A limb of a rat – a forearm, specifically – has been successfully created in a lab.  Not only that, but it was attached to a rat and it lived.  This is the world’s first limb grown in a lab.

GeoBeats News reported:

A research team at Massachusetts General Hospital has successfully grown a rat forearm in the lab that ultimately shows promise for human limb growth and transplantation in the future.

A team at Massachusetts General Hospital has successfully grown a rat forearm in the lab.

They are hoping that the procedure could one day result in the regeneration of human limbs which could then be transplanted to amputees.

According to one of the researchers, the main challenge overall is that each of the components of the limb, including the muscles, bone, blood vessels, and nerves need to grow separately yet work together within a supporting matrix.

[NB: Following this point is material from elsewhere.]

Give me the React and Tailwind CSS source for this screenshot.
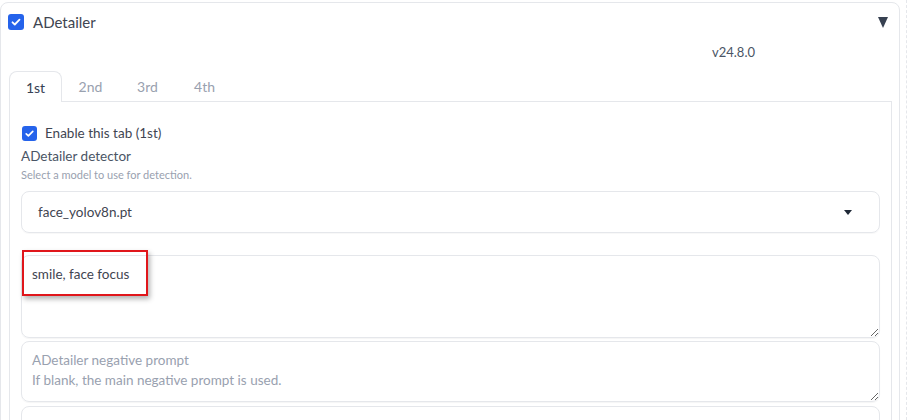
import React from 'react';

const font = { fontFamily: '"Source Sans Pro", Lato, "Noto Sans", sans-serif' };

const Check = ({ size = 'w-4 h-4' }) => (
  <span className={`${size} shrink-0 rounded-[3px] bg-[#2563eb] flex items-center justify-center`}>
    <svg viewBox="0 0 16 16" className="w-full h-full">
      <path d="M4.5 8.3l2.3 2.2 4.7-4.8" fill="none" stroke="white" strokeWidth="1.8" strokeLinecap="round" strokeLinejoin="round" />
    </svg>
  </span>
);

const tabs = ['1st', '2nd', '3rd', '4th'];

export default function App() {
  return (
    <div className="w-[909px] h-[420px] overflow-hidden bg-white flex text-[#3f4551]" style={font}>
      {/* accordion card */}
      <div className="mt-[2px] w-[900px] h-[460px] shrink-0 border border-gray-200 rounded-lg bg-white">
        <div className="flex items-center pl-[7px] pr-[11px] pt-[9px]">
          <Check size="w-4 h-4" />
          <span className="ml-[9px] text-[15px] leading-5">ADetailer</span>
          <svg viewBox="0 0 10 11" className="ml-auto w-[10px] h-[11px]">
            <polygon points="0,0 10,0 5,11" fill="#374151" />
          </svg>
        </div>

        <div className="pl-[711px] mt-[10px] text-[13px] leading-5 text-gray-600">v24.8.0</div>

        {/* tabs */}
        <div className="ml-[8px] mt-[9px] flex items-end">
          <div className="relative z-10 -mb-px w-[53px] h-[31px] border border-b-0 border-gray-200 rounded-t-lg bg-white flex items-center justify-center text-[14px] text-gray-700">
            1st
          </div>
          {tabs.slice(1).map((t) => (
            <div key={t} className="h-[30px] w-[57px] flex items-center justify-center text-[14px] text-gray-400">
              {t}
            </div>
          ))}
        </div>

        {/* tab panel */}
        <div className="ml-[8px] w-[883px] border border-b-0 border-gray-200 pl-[11px] pr-[11px] pt-[23px]">
          <div className="flex items-center pl-[1px]">
            <Check size="w-[15px] h-[15px]" />
            <span className="ml-[8px] text-[13.5px] leading-4">Enable this tab (1st)</span>
          </div>
          <div className="mt-[5px] text-[13.5px] leading-5 text-gray-600">ADetailer detector</div>
          <div className="text-[11px] leading-4 text-gray-400 mt-[1px]">Select a model to use for detection.</div>

          <div className="mt-[8px] h-[42px] border border-gray-200 rounded-lg flex items-center pl-[16px] pr-[27px] text-[13.5px] shadow-[0_1px_1px_rgba(0,0,0,0.03)]">
            face_yolov8n.pt
            <svg viewBox="0 0 8 5" className="ml-auto w-[8px] h-[5px]">
              <polygon points="0,0 8,0 4,5" fill="#1f2937" />
            </svg>
          </div>

          <div className="relative mt-[22px]">
            <textarea
              readOnly
              defaultValue="smile, face focus"
              className="block w-full h-[83px] border border-gray-200 rounded-lg px-[10px] pt-[8px] text-[13.5px] leading-5 text-[#3f4551] outline-none resize-y shadow-[0_1px_1px_rgba(0,0,0,0.04)]"
            />
            <div className="absolute left-[1px] top-[-5px] w-[126px] h-[46px] border-2 border-[#e0161b] shadow-[2px_3px_5px_rgba(0,0,0,0.3)] pointer-events-none" />
          </div>

          <textarea
            readOnly
            placeholder={'ADetailer negative prompt\nIf blank, the main negative prompt is used.'}
            className="mt-[3px] block w-full h-[61px] border border-gray-200 rounded-lg px-[10px] pt-[8px] text-[13.5px] leading-5 placeholder:text-gray-400 outline-none resize-y shadow-[0_1px_1px_rgba(0,0,0,0.04)]"
          />

          <div className="mt-[4px] h-[60px] border border-gray-200 rounded-lg" />
        </div>
      </div>

      <div className="ml-[6px] h-full border-l border-dashed border-gray-200" />
    </div>
  );
}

They were able to overcome this, at least partly, by using the matrix structure of a dead rat after all its cells have been removed but with the nerve and vasculature systems still in place.

The clean frame was then injected with the cultured cells of muscles and other components, eventually resulting in positive growth activity.

The scientists were able to get the paw to curl and expand, and the muscles fibers on the whole reacted to electrical stimulation.

They even surgically attached the limb to a living rat, and found that blood circulation was entirely possible, and thus the limb could stay alive.